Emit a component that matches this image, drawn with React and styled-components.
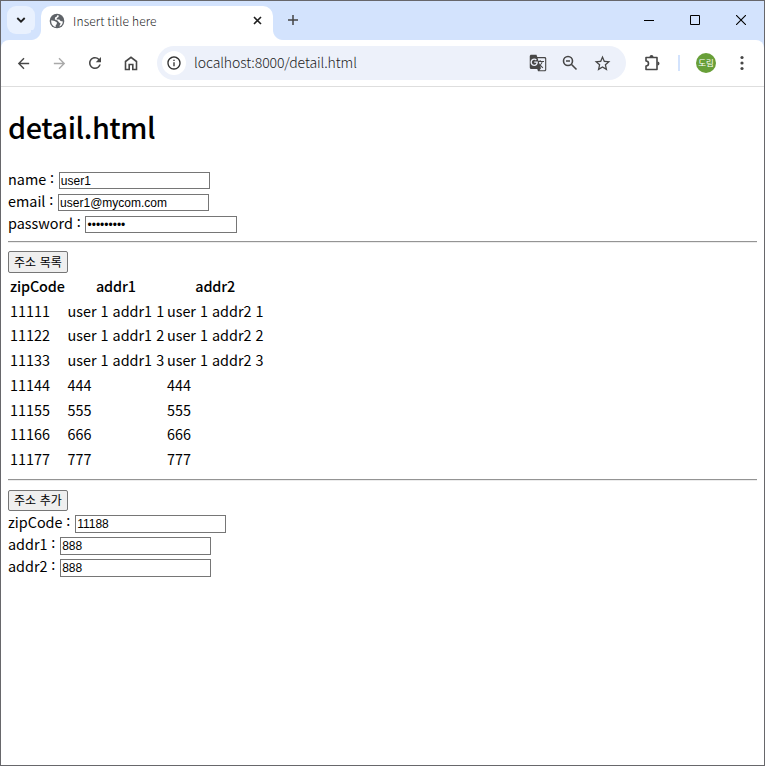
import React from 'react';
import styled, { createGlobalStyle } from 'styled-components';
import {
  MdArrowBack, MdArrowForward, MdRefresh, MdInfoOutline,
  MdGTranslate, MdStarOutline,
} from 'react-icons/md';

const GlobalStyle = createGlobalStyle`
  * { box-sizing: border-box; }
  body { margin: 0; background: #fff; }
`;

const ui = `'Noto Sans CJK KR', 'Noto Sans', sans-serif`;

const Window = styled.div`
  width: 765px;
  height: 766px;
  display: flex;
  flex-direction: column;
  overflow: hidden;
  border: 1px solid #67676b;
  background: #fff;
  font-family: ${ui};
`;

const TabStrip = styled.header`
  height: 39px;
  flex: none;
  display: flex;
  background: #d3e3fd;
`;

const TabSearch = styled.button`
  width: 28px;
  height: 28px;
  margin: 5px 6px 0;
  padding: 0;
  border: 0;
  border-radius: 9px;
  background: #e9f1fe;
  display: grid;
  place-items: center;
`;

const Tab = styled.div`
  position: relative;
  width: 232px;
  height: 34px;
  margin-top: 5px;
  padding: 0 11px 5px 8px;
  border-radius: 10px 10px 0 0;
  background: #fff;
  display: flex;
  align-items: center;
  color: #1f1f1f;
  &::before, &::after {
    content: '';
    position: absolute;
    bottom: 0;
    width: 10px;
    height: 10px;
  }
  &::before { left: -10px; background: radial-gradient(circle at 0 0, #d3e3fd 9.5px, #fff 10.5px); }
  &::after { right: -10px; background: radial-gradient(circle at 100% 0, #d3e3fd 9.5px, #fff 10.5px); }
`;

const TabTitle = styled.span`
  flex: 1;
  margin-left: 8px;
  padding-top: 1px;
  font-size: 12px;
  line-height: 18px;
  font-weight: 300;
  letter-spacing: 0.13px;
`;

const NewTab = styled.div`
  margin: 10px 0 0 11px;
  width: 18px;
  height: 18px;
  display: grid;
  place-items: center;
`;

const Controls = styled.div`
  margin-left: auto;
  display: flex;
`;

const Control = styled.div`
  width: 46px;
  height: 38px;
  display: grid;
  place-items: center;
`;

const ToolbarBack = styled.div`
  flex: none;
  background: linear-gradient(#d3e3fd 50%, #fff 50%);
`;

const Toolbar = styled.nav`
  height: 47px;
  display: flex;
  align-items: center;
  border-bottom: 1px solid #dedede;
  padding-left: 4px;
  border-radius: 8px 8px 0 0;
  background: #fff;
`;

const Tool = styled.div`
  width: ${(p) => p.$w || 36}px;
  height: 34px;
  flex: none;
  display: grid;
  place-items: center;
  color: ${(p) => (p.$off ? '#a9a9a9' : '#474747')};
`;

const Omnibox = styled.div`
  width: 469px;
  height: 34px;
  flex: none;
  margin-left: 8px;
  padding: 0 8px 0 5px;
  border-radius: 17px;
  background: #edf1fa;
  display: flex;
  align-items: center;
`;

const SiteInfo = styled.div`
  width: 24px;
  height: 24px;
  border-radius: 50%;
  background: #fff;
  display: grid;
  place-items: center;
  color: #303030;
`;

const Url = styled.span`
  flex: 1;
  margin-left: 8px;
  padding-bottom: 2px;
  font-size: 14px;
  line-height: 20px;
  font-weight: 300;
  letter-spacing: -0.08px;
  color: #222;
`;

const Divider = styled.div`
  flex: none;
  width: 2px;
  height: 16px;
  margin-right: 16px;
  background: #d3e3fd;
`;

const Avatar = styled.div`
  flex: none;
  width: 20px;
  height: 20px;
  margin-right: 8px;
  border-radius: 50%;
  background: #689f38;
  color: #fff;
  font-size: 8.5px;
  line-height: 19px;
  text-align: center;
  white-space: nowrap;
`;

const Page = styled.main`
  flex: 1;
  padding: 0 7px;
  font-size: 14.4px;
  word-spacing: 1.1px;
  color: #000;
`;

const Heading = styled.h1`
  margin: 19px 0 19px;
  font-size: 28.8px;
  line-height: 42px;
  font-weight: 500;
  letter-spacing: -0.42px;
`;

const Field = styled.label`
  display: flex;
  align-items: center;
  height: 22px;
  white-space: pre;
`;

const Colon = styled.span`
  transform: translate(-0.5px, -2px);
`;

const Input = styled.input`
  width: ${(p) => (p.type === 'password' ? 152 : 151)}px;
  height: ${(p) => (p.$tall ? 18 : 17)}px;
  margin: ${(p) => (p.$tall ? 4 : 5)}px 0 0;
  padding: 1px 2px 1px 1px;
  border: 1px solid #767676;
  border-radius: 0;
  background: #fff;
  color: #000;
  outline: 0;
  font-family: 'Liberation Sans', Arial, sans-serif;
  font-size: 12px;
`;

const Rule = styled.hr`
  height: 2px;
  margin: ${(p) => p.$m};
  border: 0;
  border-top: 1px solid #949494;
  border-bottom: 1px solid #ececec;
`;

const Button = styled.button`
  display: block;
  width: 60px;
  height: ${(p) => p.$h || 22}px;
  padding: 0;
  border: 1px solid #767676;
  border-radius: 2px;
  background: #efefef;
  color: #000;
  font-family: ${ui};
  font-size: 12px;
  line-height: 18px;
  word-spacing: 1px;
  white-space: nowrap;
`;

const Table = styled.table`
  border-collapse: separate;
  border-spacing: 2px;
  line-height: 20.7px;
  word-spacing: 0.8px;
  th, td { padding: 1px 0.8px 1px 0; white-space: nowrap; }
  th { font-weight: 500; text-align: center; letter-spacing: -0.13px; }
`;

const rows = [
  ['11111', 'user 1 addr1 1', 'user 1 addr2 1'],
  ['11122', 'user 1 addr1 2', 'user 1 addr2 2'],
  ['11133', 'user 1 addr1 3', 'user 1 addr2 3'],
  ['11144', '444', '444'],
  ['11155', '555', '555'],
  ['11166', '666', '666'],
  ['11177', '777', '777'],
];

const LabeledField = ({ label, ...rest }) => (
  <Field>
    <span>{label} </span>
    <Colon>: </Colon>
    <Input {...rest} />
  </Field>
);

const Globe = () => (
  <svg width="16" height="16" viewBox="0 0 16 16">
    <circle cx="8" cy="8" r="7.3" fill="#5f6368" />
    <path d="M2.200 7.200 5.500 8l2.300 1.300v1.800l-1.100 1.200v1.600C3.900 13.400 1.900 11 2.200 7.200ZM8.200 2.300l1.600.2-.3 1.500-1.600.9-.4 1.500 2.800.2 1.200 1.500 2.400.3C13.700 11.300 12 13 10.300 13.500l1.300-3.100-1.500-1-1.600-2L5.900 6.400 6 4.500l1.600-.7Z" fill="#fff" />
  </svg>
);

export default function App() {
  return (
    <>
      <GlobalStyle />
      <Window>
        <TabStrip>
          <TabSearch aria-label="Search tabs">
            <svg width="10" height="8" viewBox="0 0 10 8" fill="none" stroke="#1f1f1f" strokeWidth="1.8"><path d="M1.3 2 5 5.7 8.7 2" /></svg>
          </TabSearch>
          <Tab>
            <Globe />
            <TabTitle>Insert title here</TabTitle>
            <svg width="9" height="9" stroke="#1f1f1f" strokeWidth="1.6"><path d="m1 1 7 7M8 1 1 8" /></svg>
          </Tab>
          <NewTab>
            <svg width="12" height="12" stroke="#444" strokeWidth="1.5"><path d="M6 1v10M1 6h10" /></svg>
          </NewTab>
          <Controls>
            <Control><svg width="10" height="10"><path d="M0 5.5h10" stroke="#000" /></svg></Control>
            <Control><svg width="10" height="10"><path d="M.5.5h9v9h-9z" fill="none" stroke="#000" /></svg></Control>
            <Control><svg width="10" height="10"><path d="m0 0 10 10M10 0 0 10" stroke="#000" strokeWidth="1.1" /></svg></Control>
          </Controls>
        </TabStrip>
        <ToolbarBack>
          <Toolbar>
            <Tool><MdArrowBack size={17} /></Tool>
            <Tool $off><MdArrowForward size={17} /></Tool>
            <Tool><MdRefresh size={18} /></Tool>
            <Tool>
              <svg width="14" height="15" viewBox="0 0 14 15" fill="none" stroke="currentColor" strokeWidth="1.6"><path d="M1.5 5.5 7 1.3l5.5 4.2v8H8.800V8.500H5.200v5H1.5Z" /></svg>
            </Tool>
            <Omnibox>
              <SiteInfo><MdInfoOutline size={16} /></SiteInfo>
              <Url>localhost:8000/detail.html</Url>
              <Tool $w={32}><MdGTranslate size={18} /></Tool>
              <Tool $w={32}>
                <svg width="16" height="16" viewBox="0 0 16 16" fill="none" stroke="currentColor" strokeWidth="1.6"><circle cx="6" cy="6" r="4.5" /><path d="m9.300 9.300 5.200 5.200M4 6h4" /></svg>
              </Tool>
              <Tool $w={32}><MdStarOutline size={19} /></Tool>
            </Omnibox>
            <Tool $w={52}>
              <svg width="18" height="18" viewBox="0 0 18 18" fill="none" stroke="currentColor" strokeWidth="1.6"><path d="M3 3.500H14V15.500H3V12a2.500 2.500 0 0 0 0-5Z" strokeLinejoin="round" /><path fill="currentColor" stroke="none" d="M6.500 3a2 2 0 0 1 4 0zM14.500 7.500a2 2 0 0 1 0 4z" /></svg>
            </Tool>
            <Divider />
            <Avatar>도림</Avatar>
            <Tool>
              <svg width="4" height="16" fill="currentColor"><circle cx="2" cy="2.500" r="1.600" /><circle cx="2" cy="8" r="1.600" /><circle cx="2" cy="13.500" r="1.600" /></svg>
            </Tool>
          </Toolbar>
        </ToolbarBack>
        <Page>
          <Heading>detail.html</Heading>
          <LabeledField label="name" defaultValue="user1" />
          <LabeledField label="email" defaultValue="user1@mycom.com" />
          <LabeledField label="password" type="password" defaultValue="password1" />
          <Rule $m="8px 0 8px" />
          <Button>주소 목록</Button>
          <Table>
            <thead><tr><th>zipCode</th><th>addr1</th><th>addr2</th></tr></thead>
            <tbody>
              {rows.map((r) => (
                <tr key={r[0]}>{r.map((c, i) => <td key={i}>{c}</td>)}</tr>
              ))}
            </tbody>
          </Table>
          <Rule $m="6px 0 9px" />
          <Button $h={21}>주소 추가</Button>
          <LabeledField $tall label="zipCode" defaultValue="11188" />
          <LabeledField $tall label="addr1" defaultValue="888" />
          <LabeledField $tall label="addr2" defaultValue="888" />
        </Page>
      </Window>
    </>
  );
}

...

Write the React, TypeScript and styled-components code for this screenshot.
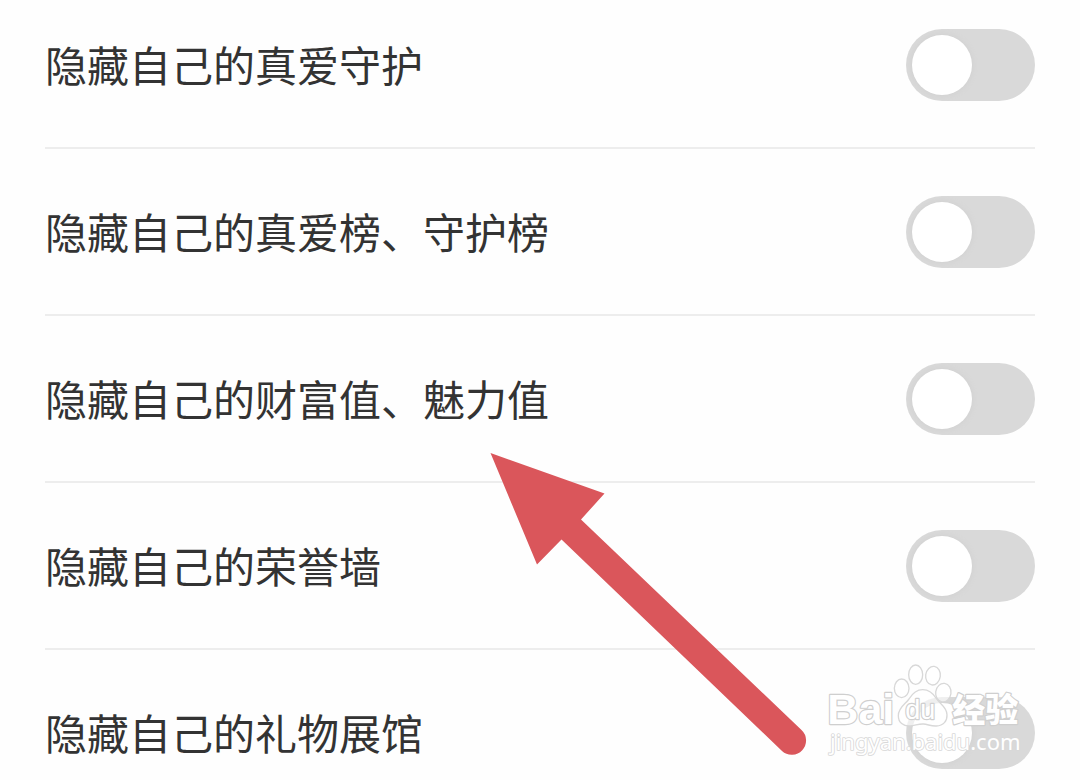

JOB. Copy exactly the part of the material above that opens with the line containing "Emit a component" and closes with the line containing "CJK KR', 'Noto", ends included. Drop the images.

EXERCISE ANSWER.
Emit a component that matches this image, drawn with React and styled-components.
import React from 'react';
import styled, { createGlobalStyle } from 'styled-components';
import {
  MdArrowBack, MdArrowForward, MdRefresh, MdInfoOutline,
  MdGTranslate, MdStarOutline,
} from 'react-icons/md';

const GlobalStyle = createGlobalStyle`
  * { box-sizing: border-box; }
  body { margin: 0; background: #fff; }
`;

const ui = `'Noto Sans CJK KR', 'Noto Sans', sans-serif`;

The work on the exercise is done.